Start Here | Hierarchical & Social Dynamics

Holacracy is a system for running organizations without traditional management hierarchy. Instead of bosses and reports, you have roles and circles.

The basic idea: instead of people having job titles and managers, work is organized into explicit roles with clear purposes and accountabilities. One person can hold multiple roles. Roles exist within circles (teams), and circles can nest within larger circles.

How it works:

  • Roles, not job descriptions — a role has a purpose, a domain, and specific accountabilities. Roles are fluid and can be created, modified, or removed as needed.
  • Distributed authority — each role has authority to make decisions within its domain. No need to ask a manager for permission. You own your roles.
  • Governance meetings — regular meetings where the structure itself is updated. Anyone can propose changes to roles and policies. Proposals pass unless there’s a concrete objection.
  • Tactical meetings — separate meetings for actual work coordination. Quick, structured, focused on removing blockers.
  • Tensions as fuel — a “tension” is any gap between what is and what could be. The entire system runs on people sensing tensions and processing them. Problems are features, not bugs.

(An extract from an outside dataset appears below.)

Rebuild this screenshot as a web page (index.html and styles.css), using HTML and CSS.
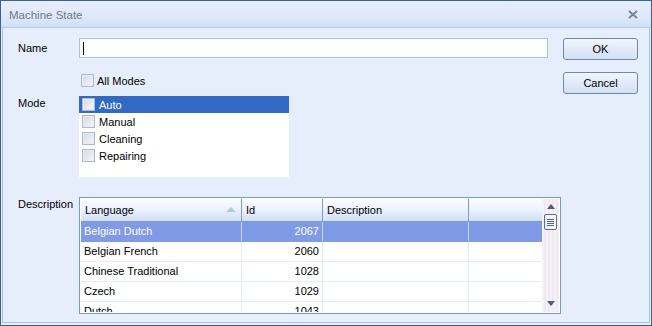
FILE: index.html
```html
<!DOCTYPE html>
<html lang="en">
<head>
    <meta charset="UTF-8">
    <title>Machine State</title>
    <link rel="stylesheet" href="styles.css">
</head>
<body>
    <div class="window">
        <!-- Title bar -->
        <div class="titlebar">
            <span class="title">Machine State</span>
            <svg class="close" width="10" height="9" viewBox="0 0 10 9">
                <path d="M1 1 L9 8 M9 1 L1 8" stroke="#7c8698" stroke-width="2"/>
            </svg>
        </div>

        <div class="frame">
            <div class="form">
                <div class="row name-row">
                    <label class="label">Name</label>
                    <div class="textbox"><span class="caret"></span></div>
                </div>

                <div class="row all-row">
                    <span class="label"></span>
                    <span class="check"></span>
                    <span class="all-text">All Modes</span>
                </div>

                <div class="row mode-row">
                    <label class="label">Mode</label>
                    <div class="listbox">
                        <div class="item selected"><span class="check"></span>Auto</div>
                        <div class="item"><span class="check"></span>Manual</div>
                        <div class="item"><span class="check"></span>Cleaning</div>
                        <div class="item"><span class="check"></span>Repairing</div>
                    </div>
                </div>

                <div class="row desc-row">
                    <label class="label">Description</label>
                    <div class="grid">
                        <div class="grid-body">
                            <div class="table">
                                <div class="header">
                                    <div class="cell c-lang">Language<span class="sort"></span></div>
                                    <div class="cell c-id">Id</div>
                                    <div class="cell c-desc">Description</div>
                                    <div class="cell c-fill"></div>
                                </div>
                                <div class="trow selected">
                                    <div class="cell c-lang">Belgian Dutch</div>
                                    <div class="cell c-id num">2067</div>
                                    <div class="cell c-desc"></div>
                                    <div class="cell c-fill"></div>
                                </div>
                                <div class="trow">
                                    <div class="cell c-lang">Belgian French</div>
                                    <div class="cell c-id num">2060</div>
                                    <div class="cell c-desc"></div>
                                    <div class="cell c-fill"></div>
                                </div>
                                <div class="trow">
                                    <div class="cell c-lang">Chinese Traditional</div>
                                    <div class="cell c-id num">1028</div>
                                    <div class="cell c-desc"></div>
                                    <div class="cell c-fill"></div>
                                </div>
                                <div class="trow">
                                    <div class="cell c-lang">Czech</div>
                                    <div class="cell c-id num">1029</div>
                                    <div class="cell c-desc"></div>
                                    <div class="cell c-fill"></div>
                                </div>
                                <div class="trow">
                                    <div class="cell c-lang">Dutch</div>
                                    <div class="cell c-id num">1043</div>
                                    <div class="cell c-desc"></div>
                                    <div class="cell c-fill"></div>
                                </div>
                            </div>
                            <!-- Scrollbar -->
                            <div class="scrollbar">
                                <span class="arrow up"></span>
                                <span class="thumb">
                                    <i></i><i></i><i></i><i></i>
                                </span>
                                <span class="track"></span>
                                <span class="arrow down"></span>
                            </div>
                        </div>
                    </div>
                </div>
            </div>

            <div class="buttons">
                <button class="btn">OK</button>
                <button class="btn">Cancel</button>
            </div>
        </div>
    </div>
</body>
</html>
```

FILE: styles.css
```css
body {
    margin: 0;
    padding: 0;
    font-family: "Liberation Sans", Arial, sans-serif;
    font-size: 11px;
    color: #000;
    background: #e6eefc;
}

/* Window */
.window {
    width: 652px;
    height: 326px;
    box-sizing: border-box;
    border: 1px solid #3f5f8c;
    background: #e6eefc;
    display: flex;
    flex-direction: column;
}

.titlebar {
    height: 26px;
    display: flex;
    align-items: center;
    justify-content: space-between;
    padding: 0 13px 0 8px;
    background: linear-gradient(#e6eefb, #dde8f8 60%, #cfe0f6);
    border-bottom: 1px solid #b4cdf0;
}

.title {
    font-size: 11.5px;
    color: #6f7a8b;
    margin-top: 1px;
}

.close {
    margin-top: 1px;
}

.frame {
    flex: 1;
    margin: 0 1px 2px 1px;
    border: 1px solid #a9c4ec;
    border-top: none;
    display: flex;
    padding: 10px 0 0 15px;
}

/* Form column */
.form {
    width: 543px;
    display: flex;
    flex-direction: column;
}

.row {
    display: flex;
}

.label {
    width: 61px;
    flex: none;
}

.name-row {
    align-items: center;
    height: 20px;
}

.textbox {
    width: 467px;
    height: 18px;
    background: #fff;
    border: 1px solid #a9c3e6;
    display: flex;
    align-items: center;
}

.caret {
    width: 1px;
    height: 13px;
    background: #000;
    margin-left: 3px;
}

.check {
    width: 11px;
    height: 11px;
    flex: none;
    border: 1px solid #a7bad6;
    background: linear-gradient(135deg, #d3d8e0, #f7f8fa);
    box-shadow: inset 0 0 0 1px #e9edf3;
}

.all-row {
    margin-top: 16px;
    align-items: center;
    height: 13px;
}

.all-row .check {
    margin-left: 2px;
}

.all-text {
    margin-left: 3px;
}

.mode-row {
    margin-top: 9px;
}

.mode-row .label {
    padding-top: 1px;
}

.listbox {
    width: 210px;
    height: 81px;
    background: #fff;
}

.item {
    height: 17px;
    display: flex;
    align-items: center;
    padding-left: 3px;
}

.item .check {
    margin-right: 4px;
}

.item.selected {
    background: #316ac5;
    color: #fff;
}

.desc-row {
    margin-top: 20px;
}

.desc-row .label {
    padding-top: 1px;
}

/* Data grid */
.grid {
    width: 480px;
    height: 115px;
    border: 1px solid #7599d4;
    background: #fff;
    overflow: hidden;
}

.grid-body {
    display: flex;
    margin: 1px;
    height: 113px;
}

.table {
    width: 462px;
    overflow: hidden;
}

.header {
    display: flex;
    height: 22px;
    background: linear-gradient(#fbfdff, #eaf2fd 50%, #cfe0f7);
    border-bottom: 1px solid #7b9bd3;
}

.header .cell {
    border-right: 1px solid #7b9bd3;
    line-height: 22px;
    padding-left: 4px;
    position: relative;
}

.header .cell:last-child {
    border-right: none;
}

.sort {
    position: absolute;
    right: 5px;
    top: 8px;
    width: 0;
    height: 0;
    border-left: 5px solid transparent;
    border-right: 5px solid transparent;
    border-bottom: 5px solid #a9ccf1;
}

.cell {
    box-sizing: border-box;
    flex: none;
    white-space: nowrap;
}

.c-lang { width: 161px; }
.c-id { width: 81px; }
.c-desc { width: 146px; }
.c-fill { width: 74px; }

.trow {
    display: flex;
    height: 19px;
    border-bottom: 1px solid #e4edf9;
}

.trow .cell {
    height: 19px;
    line-height: 19px;
    border-right: 1px solid #e4edf9;
    padding: 0 3px;
}

.trow .cell:last-child {
    border-right: none;
}

.num {
    text-align: right;
}

.trow.selected {
    background: #7f9ae6;
    color: #fff;
    border-bottom-color: #7f9ae6;
}

.trow.selected .cell {
    border-right-color: #c9d6f4;
}

/* Scrollbar */
.scrollbar {
    width: 17px;
    display: flex;
    flex-direction: column;
    align-items: center;
    background: repeating-linear-gradient(90deg, #f6f1f7 0 2px, #efe9f3 2px 4px);
}

.arrow {
    width: 0;
    height: 0;
    border-left: 4px solid transparent;
    border-right: 4px solid transparent;
}

.arrow.up {
    margin-top: 5px;
    border-bottom: 5px solid #4f5c7c;
}

.arrow.down {
    margin-bottom: 6px;
    border-top: 5px solid #4f5c7c;
}

.thumb {
    margin-top: 5px;
    width: 11px;
    height: 14px;
    border: 1px solid #5d6d90;
    border-radius: 2px;
    background: linear-gradient(90deg, #e9eef8, #fdfdff);
    display: flex;
    flex-direction: column;
    justify-content: center;
    align-items: center;
    gap: 1px;
}

.thumb i {
    display: block;
    width: 7px;
    height: 1px;
    background: #55627f;
}

.track {
    flex: 1;
}

/* Buttons */
.buttons {
    display: flex;
    flex-direction: column;
    gap: 12px;
    margin-left: 2px;
}

.btn {
    width: 75px;
    height: 22px;
    font-family: "Liberation Sans", Arial, sans-serif;
    font-size: 11px;
    color: #000;
    border: 1px solid #7088ad;
    border-radius: 3px;
    background: linear-gradient(#f1f6fd, #e0eaf8 50%, #d3e1f4);
    padding: 0;
}
```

The promise: faster decisions, clearer accountability, more adaptability, and less politics. No more waiting for your manager to approve something obvious. No more ambiguity about who owns what.

The reality: holacracy is hard. It requires a level of self-management that many people aren’t used to. The governance process has a learning curve. And some people genuinely prefer having a clear boss who tells them what to do.

Zappos famously adopted holacracy company-wide. The results were mixed — some teams thrived, others struggled with the ambiguity.

The deeper lesson: even if you don’t adopt holacracy wholesale, its ideas about role clarity, distributed authority, and processing tensions are useful in any organizational context.